Não é, por isso, correcto o entendimento de que o pedido de pagamento de honorários de causídicos constituídos livremente pelo requerente do apoio judiciário abrange a actividade posterior à sua concessão”.– vd. O Apoio Judiciário, 4ª ed. pág. 65. (negrito e sublinhado nossos).
Ora, in casu, não se tratando de uma situação de nomeação de defensor no âmbito do apoio judiciário, mediante prévia indicação do arguido, mas sim, a de constituição de defensor pelo arguido, através da outorga da procuração de fls 29, é evidente que estava vedado ao tribunal arbitrar qualquer quantia a título de honorários ao ilustre mandatário do arguido, ora também recorrente.

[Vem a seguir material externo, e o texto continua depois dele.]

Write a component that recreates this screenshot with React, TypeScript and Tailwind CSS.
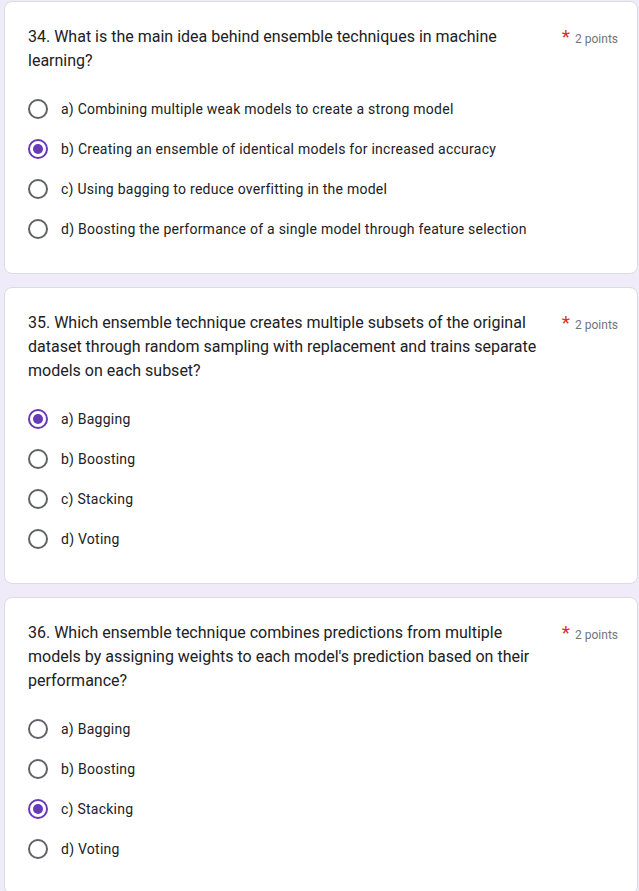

Em suma, nenhum reparo merece o despacho recorrido, não se mostrando violadas quaisquer uma das normas invocadas pelos recorrentes.
Decisão:
Pelo exposto, acordam os Juízes desta Relação em, negando provimento ao recurso, confirmar a decisão recorrida.
Custas por cada um dos recorrentes, fixando-se a taxa de justiça em três UC para cada um deles.